What is the song you feel most connected to on the album, and why does it resonate with you so deeply?
I don’t want to choose! But if I had to, it would probably be The Nest. I guess because this one is the most personal as it is about my brothers. It’s an ode to them. When I was little and was writing songs, I have a vivid memory of them saying ‘stop singing in an American accent!’. In my defence I did grow up watching Hannah Montana! What they were really saying was ‘just be yourself!’. And that advice has stuck with me.
“The overall theme of the EP is acceptance. Accepting who are. Accepting that shit happens and you just gotta deal with it!”
Your music often carries very personal messages, are there any challenges in being so open and vulnerable in your songs?
I find it a lot easier to write about tough themes where I can fully open up and talk about my feelings. It definitely does come with its challenges though especially when the songs get released! I always write about my own experiences so sometimes the people I write them about don’t always like them… but all I say to that is either don’t date a songwriter or just don’t fuck me over!
In an earlier interview you’ve mentioned being a very dramatic person and that this quality has helped fuel your creativity. Can you elaborate more on how this trait of yours helps in your songwriting process?
I am quite dramatic. (laughs) I do go from 0 to 100 sometimes but I come back to 0 very quickly. I think it helps when I’m trying to write because I can draw inspiration from something so tiny, catastrophize the situation and turn it into a song. But then I do look back and think ‘that really wasn’t such a big deal!’. I do get music I love out of it though so that’s a win!
“Cutting my hair off was the best thing I could have ever done. Until I did it, I never realised how much of a crutch it was and actually how insecure I was as a person.”
You’ve also spoken about the misconception people often have about signing a record deal, saying that success still requires a lot of personal effort. Can you share more about the hard work that you’ve put in behind the scenes?

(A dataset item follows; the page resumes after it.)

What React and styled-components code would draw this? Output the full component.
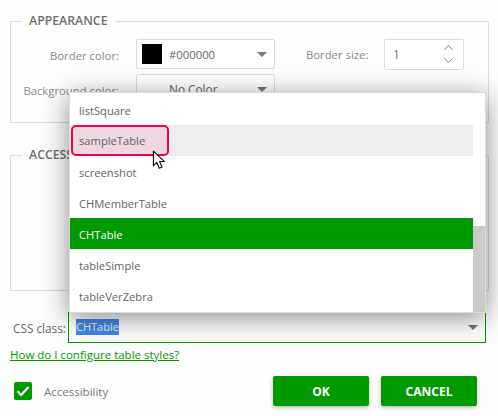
import React from 'react';
import styled, { createGlobalStyle } from 'styled-components';
import { ChevronUp, ChevronDown } from 'lucide-react';

const items = ['listSquare', 'sampleTable', 'screenshot', 'CHMemberTable', 'CHTable', 'tableSimple', 'tableVerZebra'];

export default function App() {
  return (
    <>
      <GlobalStyle />
      <Dialog>
        <Group $height={109} $gap={25}>
          <Legend>APPEARANCE</Legend>
          <FieldRow>
            <Label>Border color:</Label>
            <Select>
              <Swatch />
              <span>#000000</span>
              <Caret />
            </Select>
            <SideLabel>Border size:</SideLabel>
            <NumberBox>
              1
              <Stepper>
                <ChevronUp size={15} strokeWidth={1.2} />
                <ChevronDown size={15} strokeWidth={1.2} />
              </Stepper>
            </NumberBox>
          </FieldRow>
          <FieldRow>
            <Label>Background color:</Label>
            <Select>
              <NoColor>No Color</NoColor>
              <Caret />
            </Select>
          </FieldRow>
        </Group>

        <Group $height={143} $gap={21}>
          <Legend>ACCESSIBILITY</Legend>
        </Group>

        <ClassRow>
          <ClassLabel>CSS class:</ClassLabel>
          <ClassInput>
            <Selected>CHTable</Selected>
            <Caret />
          </ClassInput>
        </ClassRow>

        <HelpLink href='#'>How do I configure table styles?</HelpLink>

        <Footer>
          <CheckWrap>
            <CheckBox>
              <svg width='14' height='12' viewBox='0 0 14 12'>
                <path d='M1.5 6.2 5.2 10 12.5 2' fill='none' stroke='#fff' strokeWidth='2.2' />
              </svg>
            </CheckBox>
            <CheckLabel>Accessibility</CheckLabel>
          </CheckWrap>
          <Buttons>
            <Button>OK</Button>
            <Button>CANCEL</Button>
          </Buttons>
        </Footer>

        <Popup>
          <List>
            {items.map((name) => (
              <Item key={name} $hover={name === 'sampleTable'} $active={name === 'CHTable'}>
                <ItemText $focus={name === 'sampleTable'}>{name}</ItemText>
              </Item>
            ))}
          </List>
          <Track>
            <Thumb />
          </Track>
        </Popup>

        <Pointer width='15' height='21' viewBox='0 0 16 22'>
          <path
            d='M1.5 1v15.5l3.6-3.4 2.6 6.2 3-1.3-2.6-6h5z'
            fill='#fff'
            stroke='#111'
            strokeWidth='1.2'
            strokeLinejoin='round'
          />
        </Pointer>
      </Dialog>
    </>
  );
}

const GlobalStyle = createGlobalStyle`
  html, body {
    margin: 0;
    background: #fdfdfd;
  }
  body {
    font-family: "Open Sans", "Noto Sans", "Liberation Sans", sans-serif;
    font-size: 11.3px;
    color: #666;
  }
`;

const Dialog = styled.div`
  position: relative;
  width: 498px;
  height: 416px;
  box-sizing: border-box;
  padding: 14px 10px 0;
  overflow: hidden;
`;

const Group = styled.fieldset`
  box-sizing: border-box;
  width: 479px;
  height: ${(p) => p.$height}px;
  margin: 0 0 ${(p) => p.$gap}px;
  padding: 11px 0 0;
  border: 1px solid #dcdcdc;
  display: flex;
  flex-direction: column;
  gap: 5px;
`;

const Legend = styled.legend`
  margin-left: 11px;
  padding: 0 7px;
  font-size: 12.3px;
  line-height: 14px;
  font-weight: 600;
  color: #6f6f6f;
`;

const FieldRow = styled.div`
  display: flex;
  align-items: center;
  height: 30px;
`;

const Label = styled.label`
  width: 108px;
  flex: none;
  margin-right: 17px;
  padding-top: 2px;
  text-align: right;
  color: #8a8a8a;
  white-space: nowrap;
`;

const Select = styled.div`
  position: relative;
  box-sizing: border-box;
  display: flex;
  align-items: center;
  gap: 7px;
  width: 139px;
  height: 30px;
  padding-left: 5px;
  border: 1px solid #dcdcdc;
  border-radius: 2px;
  background: #fff;
  color: #666;
`;

const Swatch = styled.span`
  width: 20px;
  height: 20px;
  background: #000;
`;

const NoColor = styled.span`
  margin-left: 27px;
  font-size: 11.8px;
`;

const Caret = styled.span`
  position: absolute;
  right: 7px;
  top: 50%;
  margin-top: -2px;
  border-style: solid;
  border-width: 5px 5px 0;
  border-color: #777 transparent transparent;
`;

const SideLabel = styled.label`
  margin-left: 31px;
  width: 78px;
  flex: none;
  color: #8a8a8a;
`;

const NumberBox = styled.div`
  box-sizing: border-box;
  display: flex;
  align-items: center;
  justify-content: space-between;
  width: 80px;
  height: 31px;
  padding: 0 8px;
  border: 1px solid #dcdcdc;
  border-radius: 2px;
  background: #fff;
  color: #777;
  font-size: 12px;
`;

const Stepper = styled.div`
  display: flex;
  flex-direction: column;
  margin-right: -1px;
  color: #555;

  svg {
    display: block;
    margin: -1px 0;
  }
`;

const ClassRow = styled.div`
  display: flex;
  align-items: center;
  height: 31px;
  margin-left: 3px;
`;

const ClassLabel = styled.label`
  width: 55px;
  flex: none;
  font-size: 11.8px;
  color: #666;
  white-space: nowrap;
`;

const ClassInput = styled.div`
  position: relative;
  box-sizing: border-box;
  display: flex;
  align-items: center;
  width: 418px;
  height: 31px;
  padding-left: 7px;
  border: 1px solid #090;
  border-top: none;
  background: #fff;
`;

const Selected = styled.span`
  background: #4389e8;
  color: #e8eefa;
  font-size: 11px;
  line-height: 16px;
`;

const HelpLink = styled.a`
  display: inline-block;
  margin-top: 4px;
  font-size: 11.5px;
  line-height: 16px;
  color: #090;
  text-decoration: underline;
`;

const Footer = styled.div`
  display: flex;
  align-items: center;
  justify-content: space-between;
  margin-top: 13px;
  padding: 0 11px 0 4px;
`;

const CheckWrap = styled.label`
  display: flex;
  align-items: center;
  gap: 12px;
`;

const CheckBox = styled.span`
  display: flex;
  align-items: center;
  justify-content: center;
  width: 18px;
  height: 18px;
  border-radius: 2px;
  background: #090;
`;

const CheckLabel = styled.span`
  font-size: 11.5px;
  color: #777;
`;

const Buttons = styled.div`
  display: flex;
  gap: 12px;
`;

const Button = styled.button`
  width: 96px;
  height: 30px;
  border: none;
  border-radius: 2px;
  background: #090;
  box-shadow: 0 2px 4px rgba(0, 0, 0, 0.25);
  color: #fff;
  font: 700 12px "Open Sans", "Noto Sans", sans-serif;
`;

const Popup = styled.div`
  position: absolute;
  left: 69px;
  top: 92px;
  width: 417px;
  height: 221px;
  box-sizing: border-box;
  display: flex;
  border: 1px solid #dcdcdc;
  background: #fff;
  box-shadow: 0 5px 25px rgba(0, 0, 0, 0.45);
`;

const List = styled.div`
  flex: 1;
  padding-top: 1px;
`;

const Item = styled.div`
  height: 31px;
  display: flex;
  align-items: center;
  background: ${(p) => (p.$active ? '#090' : p.$hover ? '#ededed' : 'transparent')};
  color: ${(p) => (p.$active ? '#fff' : '#5f6368')};
  font-size: 11.2px;
`;

const ItemText = styled.span`
  box-sizing: border-box;
  display: flex;
  align-items: center;
  height: 100%;
  padding: ${(p) => (p.$focus ? 0 : 2)}px ${(p) => (p.$focus ? 22 : 0)}px 0 ${(p) => (p.$focus ? 6 : 9)}px;
  margin-left: ${(p) => (p.$focus ? 1 : 0)}px;
  border: ${(p) => (p.$focus ? '2px solid #e8005a' : 'none')};
  border-radius: ${(p) => (p.$focus ? 5 : 0)}px;
  background: ${(p) => (p.$focus ? '#efd6e0' : 'transparent')};
`;

const Track = styled.div`
  width: 12px;
  flex: none;
  display: flex;
  flex-direction: column;
  justify-content: flex-end;
`;

const Thumb = styled.div`
  height: 86px;
  background: #cacaca;
`;

const Pointer = styled.svg`
  position: absolute;
  left: 152px;
  top: 150px;
`;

I think it’s a natural thing when you sign a record deal to think ‘Oh this is me sorted now’. You get some money, you have a team of people working on your project and you feel like your career path is set. But nothing is ever guaranteed! Now I am an independent artist again, there are less opinions and there’s a lot less pressure. My team and I have worked really hard to make the EP and the visuals feel as authentic as possible and attention to detail has been extremely important to me. People define success differently but for me success is when songs I really care about resonate with people or things we have put a lot of effort into come to fruition.
As the youngest of six siblings, do you feel that your position in your family has influenced your music career?
Hmmm, I’m not sure! Being the youngest does have its perks. I guess maybe I was allowed a bit more freedom? My siblings made their mistakes, learned from them and passed their knowledge onto me! I do get some great advice. They all have ‘proper jobs’ and/or married with babies and dogs and then there’s me, the 22 year old, who sings songs about her breakups. (laughs) I feel there is less pressure on the baby of the family which is lucky for me!
I’ve also read that you’re a spiritual person. What does spirituality mean to you?
I don’t know much about all things spiritual but there are some sayings that I stick by. I know ‘everything happens for a reason’ is a bit cliché but it really does resonate with me! Whenever something doesn’t go exactly as planned I always just remind myself it’s part of the journey to get to where I want to be! That’s really helped me navigate the unpredictability of the music industry.
“I’m like an open book and maybe sometimes a bit too much of an oversharer… I’m not trying to pretend that my personal life and work life is all amazing at all.”
Considering your Instagram bio statement, “Being really honest is my thing”, how challenging do you find maintaining this authenticity in an era of social media where people often only share highlights or the ‘perfect’ moments of their lives?
In recent years, I really have tried to come across as authentic as possible. I’m like an open book and maybe sometimes a bit too much of an oversharer… Don’t get me wrong, I am still learning every day about who I am, but I think the more comfortable I am in my own skin and with my followers, the easier it is to use social media. I’m not trying to pretend that my personal life and work life is all amazing at all. It’s important to me to be honest about my struggles because at the end of the day, we’re all human and go through the same things!
Reflecting on your younger self, what do you think has been the most significant change in your music and style since you started?
My hair! I used to have it down to my bum! Cutting my hair off was the best thing I could have ever done. Until I did it, I never realised how much of a crutch it was and actually how insecure I was as a person. When you have short hair, you can’t hide. It started my journey of self acceptance and finding my sound. I don’t think my music has changed too much… I’ve just grown up! I always want to create songs that are raw and honest. It’s nice to have some more upbeat ones out though!
What is the most important thing in life for you?
Happiness. If what I’m doing doesn’t make me happy then I don’t want it!